## PROBLEM DESCRIPTION
Lift out each line of the data that holds "this".
▬▬▬▬▬▬▬▬▬▬
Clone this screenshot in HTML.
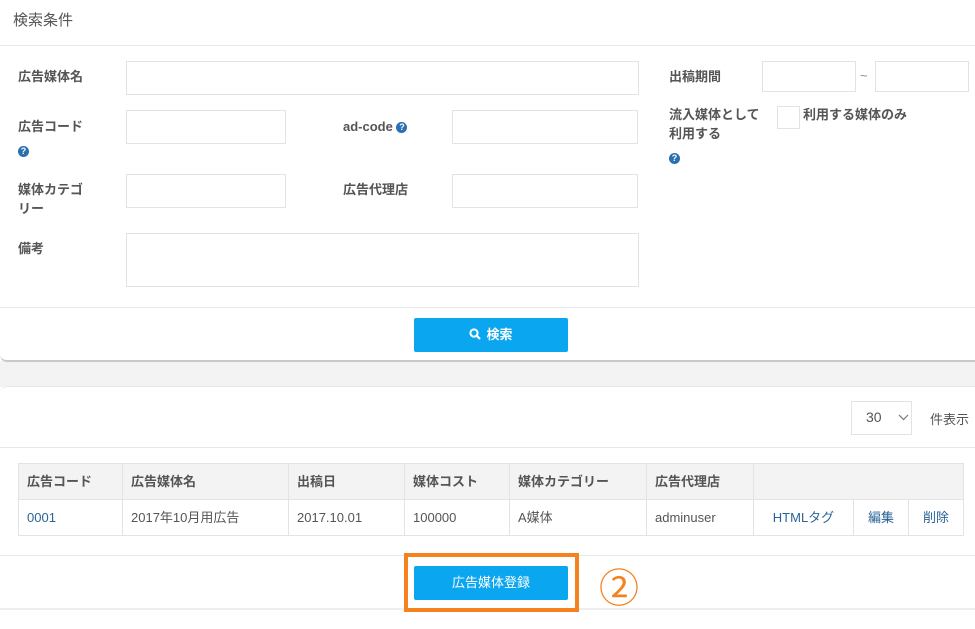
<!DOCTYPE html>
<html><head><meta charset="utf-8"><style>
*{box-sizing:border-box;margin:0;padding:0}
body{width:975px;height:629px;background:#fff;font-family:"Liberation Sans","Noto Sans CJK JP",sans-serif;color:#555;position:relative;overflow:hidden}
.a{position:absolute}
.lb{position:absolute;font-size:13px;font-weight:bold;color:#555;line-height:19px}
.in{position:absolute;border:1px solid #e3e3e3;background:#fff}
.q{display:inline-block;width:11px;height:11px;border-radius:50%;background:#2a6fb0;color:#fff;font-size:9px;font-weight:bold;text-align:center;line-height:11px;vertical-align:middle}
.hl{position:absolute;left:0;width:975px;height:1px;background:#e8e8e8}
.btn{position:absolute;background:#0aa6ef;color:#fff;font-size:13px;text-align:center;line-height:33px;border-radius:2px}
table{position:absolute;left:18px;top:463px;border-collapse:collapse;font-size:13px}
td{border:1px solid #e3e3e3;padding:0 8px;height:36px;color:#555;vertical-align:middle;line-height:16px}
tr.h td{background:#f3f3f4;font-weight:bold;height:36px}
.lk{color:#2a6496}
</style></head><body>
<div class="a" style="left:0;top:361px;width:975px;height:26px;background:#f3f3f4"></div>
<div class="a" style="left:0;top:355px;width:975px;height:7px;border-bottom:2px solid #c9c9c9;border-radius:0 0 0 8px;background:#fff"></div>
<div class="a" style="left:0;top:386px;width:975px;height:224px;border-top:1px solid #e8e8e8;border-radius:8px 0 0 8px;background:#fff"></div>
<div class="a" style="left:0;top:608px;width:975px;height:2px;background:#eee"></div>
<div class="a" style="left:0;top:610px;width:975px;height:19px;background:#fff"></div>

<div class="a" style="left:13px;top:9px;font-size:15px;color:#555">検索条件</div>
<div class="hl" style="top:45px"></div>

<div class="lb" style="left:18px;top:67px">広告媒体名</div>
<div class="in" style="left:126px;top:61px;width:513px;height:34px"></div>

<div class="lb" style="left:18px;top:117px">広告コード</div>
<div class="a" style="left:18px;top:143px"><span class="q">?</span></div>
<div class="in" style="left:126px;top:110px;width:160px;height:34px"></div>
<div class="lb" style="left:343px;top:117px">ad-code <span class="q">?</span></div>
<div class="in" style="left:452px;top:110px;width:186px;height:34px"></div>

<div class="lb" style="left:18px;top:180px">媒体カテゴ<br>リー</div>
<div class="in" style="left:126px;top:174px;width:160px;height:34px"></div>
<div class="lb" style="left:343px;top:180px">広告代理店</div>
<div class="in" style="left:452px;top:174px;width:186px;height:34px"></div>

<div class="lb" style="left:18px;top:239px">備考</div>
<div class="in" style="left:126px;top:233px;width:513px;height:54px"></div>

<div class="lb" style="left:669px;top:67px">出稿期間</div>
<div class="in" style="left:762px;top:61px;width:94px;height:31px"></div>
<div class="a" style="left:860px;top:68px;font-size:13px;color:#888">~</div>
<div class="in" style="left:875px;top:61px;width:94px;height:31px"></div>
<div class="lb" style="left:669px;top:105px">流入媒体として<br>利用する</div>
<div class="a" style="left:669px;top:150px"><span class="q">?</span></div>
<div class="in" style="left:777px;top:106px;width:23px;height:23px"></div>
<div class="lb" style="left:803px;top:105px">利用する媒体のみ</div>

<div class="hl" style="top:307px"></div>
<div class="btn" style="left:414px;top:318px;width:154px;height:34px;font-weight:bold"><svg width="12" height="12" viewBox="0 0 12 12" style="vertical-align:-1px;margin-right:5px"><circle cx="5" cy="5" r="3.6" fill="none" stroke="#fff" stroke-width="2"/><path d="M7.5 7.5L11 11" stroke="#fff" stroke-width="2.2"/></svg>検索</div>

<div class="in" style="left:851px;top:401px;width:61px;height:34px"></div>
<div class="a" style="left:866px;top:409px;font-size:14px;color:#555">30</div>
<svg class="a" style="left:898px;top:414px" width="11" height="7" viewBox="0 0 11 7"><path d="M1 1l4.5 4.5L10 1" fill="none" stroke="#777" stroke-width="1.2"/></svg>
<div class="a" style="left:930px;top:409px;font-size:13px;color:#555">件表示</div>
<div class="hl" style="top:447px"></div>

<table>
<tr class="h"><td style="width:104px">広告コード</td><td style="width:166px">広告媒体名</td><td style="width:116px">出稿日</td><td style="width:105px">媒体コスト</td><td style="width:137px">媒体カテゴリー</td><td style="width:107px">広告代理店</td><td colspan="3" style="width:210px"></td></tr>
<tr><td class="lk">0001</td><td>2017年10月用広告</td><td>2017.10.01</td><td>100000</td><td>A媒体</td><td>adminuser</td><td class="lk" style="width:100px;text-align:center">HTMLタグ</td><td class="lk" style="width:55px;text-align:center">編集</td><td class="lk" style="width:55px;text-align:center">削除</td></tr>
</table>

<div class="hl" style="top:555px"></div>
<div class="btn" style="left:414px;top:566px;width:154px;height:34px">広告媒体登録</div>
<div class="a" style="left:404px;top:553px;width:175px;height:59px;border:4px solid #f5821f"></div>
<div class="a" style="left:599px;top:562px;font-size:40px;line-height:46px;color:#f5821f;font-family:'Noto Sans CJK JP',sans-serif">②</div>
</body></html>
▬▬▬▬▬▬▬▬▬▬
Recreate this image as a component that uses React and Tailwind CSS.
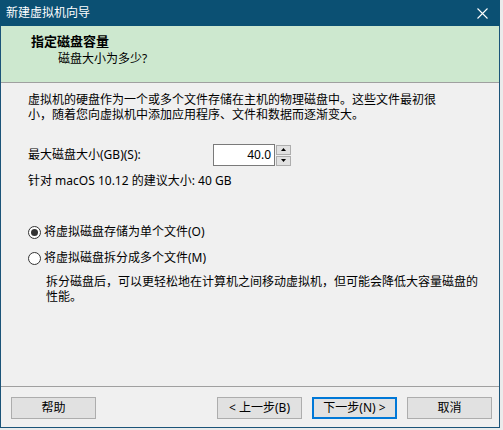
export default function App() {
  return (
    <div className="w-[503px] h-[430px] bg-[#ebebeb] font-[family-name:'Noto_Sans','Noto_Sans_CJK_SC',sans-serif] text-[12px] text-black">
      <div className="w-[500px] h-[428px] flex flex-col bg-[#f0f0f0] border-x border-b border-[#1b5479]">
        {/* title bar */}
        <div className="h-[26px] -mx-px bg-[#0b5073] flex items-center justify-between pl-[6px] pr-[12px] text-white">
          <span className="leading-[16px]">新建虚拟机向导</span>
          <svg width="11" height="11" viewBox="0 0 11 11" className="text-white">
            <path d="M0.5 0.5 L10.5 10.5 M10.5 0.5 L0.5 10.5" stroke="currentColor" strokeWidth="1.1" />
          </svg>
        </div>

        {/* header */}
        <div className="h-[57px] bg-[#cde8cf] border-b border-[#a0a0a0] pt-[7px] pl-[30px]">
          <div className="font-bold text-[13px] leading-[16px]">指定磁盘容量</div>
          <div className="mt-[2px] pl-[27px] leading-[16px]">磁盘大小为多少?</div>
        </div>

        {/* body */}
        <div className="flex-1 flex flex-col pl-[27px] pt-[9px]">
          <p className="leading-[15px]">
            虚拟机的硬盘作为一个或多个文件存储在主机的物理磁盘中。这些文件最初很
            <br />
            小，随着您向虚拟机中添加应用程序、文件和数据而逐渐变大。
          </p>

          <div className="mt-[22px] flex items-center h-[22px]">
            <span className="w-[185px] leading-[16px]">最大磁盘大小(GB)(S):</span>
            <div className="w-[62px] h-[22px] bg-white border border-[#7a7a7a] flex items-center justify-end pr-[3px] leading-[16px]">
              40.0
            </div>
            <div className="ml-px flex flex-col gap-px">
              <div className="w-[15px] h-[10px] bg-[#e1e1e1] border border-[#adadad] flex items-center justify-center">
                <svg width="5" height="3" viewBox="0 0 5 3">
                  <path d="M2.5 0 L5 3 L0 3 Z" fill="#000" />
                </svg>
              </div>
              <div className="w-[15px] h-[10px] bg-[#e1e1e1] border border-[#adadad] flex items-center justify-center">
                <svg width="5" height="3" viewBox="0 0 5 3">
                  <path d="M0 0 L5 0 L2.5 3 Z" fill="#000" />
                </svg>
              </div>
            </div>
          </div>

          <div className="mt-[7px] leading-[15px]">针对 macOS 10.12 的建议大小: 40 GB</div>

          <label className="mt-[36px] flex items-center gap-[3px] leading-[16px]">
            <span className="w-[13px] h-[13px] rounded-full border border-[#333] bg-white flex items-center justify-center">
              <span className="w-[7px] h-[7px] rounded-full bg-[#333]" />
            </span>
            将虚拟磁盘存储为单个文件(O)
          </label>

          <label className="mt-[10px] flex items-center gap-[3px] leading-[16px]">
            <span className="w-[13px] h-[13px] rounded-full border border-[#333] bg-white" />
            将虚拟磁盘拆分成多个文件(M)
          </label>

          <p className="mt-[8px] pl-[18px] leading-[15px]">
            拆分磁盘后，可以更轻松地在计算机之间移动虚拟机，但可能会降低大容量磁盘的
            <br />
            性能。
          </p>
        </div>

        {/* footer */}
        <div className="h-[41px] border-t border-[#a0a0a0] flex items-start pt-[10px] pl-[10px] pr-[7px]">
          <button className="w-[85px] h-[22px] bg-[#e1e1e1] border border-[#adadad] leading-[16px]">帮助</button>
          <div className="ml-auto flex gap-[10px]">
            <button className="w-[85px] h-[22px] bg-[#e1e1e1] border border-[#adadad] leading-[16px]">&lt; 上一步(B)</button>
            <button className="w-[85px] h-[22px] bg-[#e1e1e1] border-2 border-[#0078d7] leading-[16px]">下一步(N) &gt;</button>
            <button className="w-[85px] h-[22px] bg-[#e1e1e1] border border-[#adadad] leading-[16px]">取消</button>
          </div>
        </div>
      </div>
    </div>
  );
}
▬▬▬▬▬▬▬▬▬▬
## CORRECT RESULT
Clone this screenshot in HTML.
Recreate this image as a component that uses React and Tailwind CSS.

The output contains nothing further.